Limitations of Order Book Analysis
While order book depth is a valuable tool, it's important to be aware of its limitations:
- Hidden Orders: Not all orders are visible in the order book. Some exchanges allow traders to place hidden orders, which are not displayed to the public.
- High-Frequency Trading (HFT): HFT firms utilize sophisticated algorithms to rapidly place and cancel orders, creating noise in the order book and making it difficult to discern genuine market sentiment.
- Market Manipulation: As mentioned earlier, spoofing and layering can distort the order book and provide misleading signals.
- Dynamic Nature: The order book is constantly changing, so any analysis is only a snapshot in time.
- Exchange Specifics: Order book depth varies significantly between exchanges.
Advanced Techniques
Beyond the basics, more advanced traders employ techniques such as:
- Delta Analysis: Tracking the change in the order book imbalance to gauge buying or selling pressure.
- Footprint Charts: Analyzing the volume traded at each price level within a candlestick to identify areas of strong buying or selling activity.

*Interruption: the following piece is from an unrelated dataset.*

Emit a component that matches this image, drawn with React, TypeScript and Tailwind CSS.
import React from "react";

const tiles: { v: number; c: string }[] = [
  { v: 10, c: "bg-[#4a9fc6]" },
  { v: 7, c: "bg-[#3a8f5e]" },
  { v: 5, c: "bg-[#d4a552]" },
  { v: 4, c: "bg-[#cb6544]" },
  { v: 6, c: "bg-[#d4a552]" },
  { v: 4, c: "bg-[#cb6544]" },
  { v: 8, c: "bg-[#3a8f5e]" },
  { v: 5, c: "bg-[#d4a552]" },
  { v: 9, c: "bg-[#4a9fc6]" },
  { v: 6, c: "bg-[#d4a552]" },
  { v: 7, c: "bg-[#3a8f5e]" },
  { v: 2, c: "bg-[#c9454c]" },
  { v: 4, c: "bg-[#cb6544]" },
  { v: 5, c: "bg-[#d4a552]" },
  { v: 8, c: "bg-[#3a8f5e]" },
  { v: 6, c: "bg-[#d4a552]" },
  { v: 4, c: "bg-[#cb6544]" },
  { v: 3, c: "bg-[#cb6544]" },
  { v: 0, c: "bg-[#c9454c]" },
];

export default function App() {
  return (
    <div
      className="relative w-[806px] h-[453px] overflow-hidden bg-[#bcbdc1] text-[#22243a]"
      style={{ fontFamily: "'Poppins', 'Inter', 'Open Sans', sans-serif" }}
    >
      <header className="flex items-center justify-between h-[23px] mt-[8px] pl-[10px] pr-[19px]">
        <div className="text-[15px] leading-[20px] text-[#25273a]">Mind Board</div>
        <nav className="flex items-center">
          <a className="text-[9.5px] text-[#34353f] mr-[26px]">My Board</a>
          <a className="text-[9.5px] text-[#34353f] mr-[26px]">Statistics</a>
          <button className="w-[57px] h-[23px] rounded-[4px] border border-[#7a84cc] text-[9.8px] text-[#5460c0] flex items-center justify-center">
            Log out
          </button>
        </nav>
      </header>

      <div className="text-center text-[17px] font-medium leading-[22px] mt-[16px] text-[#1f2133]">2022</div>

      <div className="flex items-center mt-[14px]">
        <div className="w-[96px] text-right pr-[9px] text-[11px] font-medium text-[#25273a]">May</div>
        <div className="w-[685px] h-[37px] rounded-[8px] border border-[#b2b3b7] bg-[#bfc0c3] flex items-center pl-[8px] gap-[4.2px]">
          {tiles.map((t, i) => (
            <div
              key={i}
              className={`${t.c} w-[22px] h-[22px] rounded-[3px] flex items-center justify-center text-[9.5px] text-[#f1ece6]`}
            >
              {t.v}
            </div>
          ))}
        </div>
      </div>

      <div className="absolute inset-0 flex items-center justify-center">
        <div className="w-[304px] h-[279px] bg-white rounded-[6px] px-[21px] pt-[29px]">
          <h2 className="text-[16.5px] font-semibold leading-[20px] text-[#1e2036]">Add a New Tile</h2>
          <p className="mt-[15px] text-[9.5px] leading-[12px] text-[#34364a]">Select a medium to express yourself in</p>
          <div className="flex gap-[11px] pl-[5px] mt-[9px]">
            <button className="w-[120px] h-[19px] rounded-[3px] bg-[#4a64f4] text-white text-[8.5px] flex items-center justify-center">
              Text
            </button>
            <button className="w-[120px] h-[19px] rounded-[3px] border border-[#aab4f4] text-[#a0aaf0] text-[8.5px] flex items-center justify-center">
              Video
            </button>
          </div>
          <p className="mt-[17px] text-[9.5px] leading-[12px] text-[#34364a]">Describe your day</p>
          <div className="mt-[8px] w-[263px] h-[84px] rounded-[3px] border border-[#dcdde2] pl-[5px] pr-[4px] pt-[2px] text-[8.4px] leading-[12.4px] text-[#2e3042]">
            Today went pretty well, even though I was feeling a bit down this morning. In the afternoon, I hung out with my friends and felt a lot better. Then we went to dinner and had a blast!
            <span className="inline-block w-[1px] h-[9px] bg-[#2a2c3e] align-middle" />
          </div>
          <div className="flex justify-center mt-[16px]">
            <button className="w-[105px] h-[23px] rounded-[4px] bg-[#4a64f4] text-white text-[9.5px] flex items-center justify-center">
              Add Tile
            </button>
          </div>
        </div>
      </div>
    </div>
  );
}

- DOM (Depth of Market) Trading: A fast-paced trading style that involves directly interacting with the order book to execute trades at specific price levels. This requires significant experience and a deep understanding of market dynamics.
Conclusion
Navigating order book depth is a critical skill for any serious crypto futures trader. By understanding the components of the order book, learning to interpret its signals, and integrating it with other forms of analysis, you can significantly improve your trading decisions and increase your chances of success. Remember to practice diligently, stay informed about market conditions, and always manage your risk appropriately. The futures market can be volatile, and a solid understanding of order book dynamics is your first line of defense.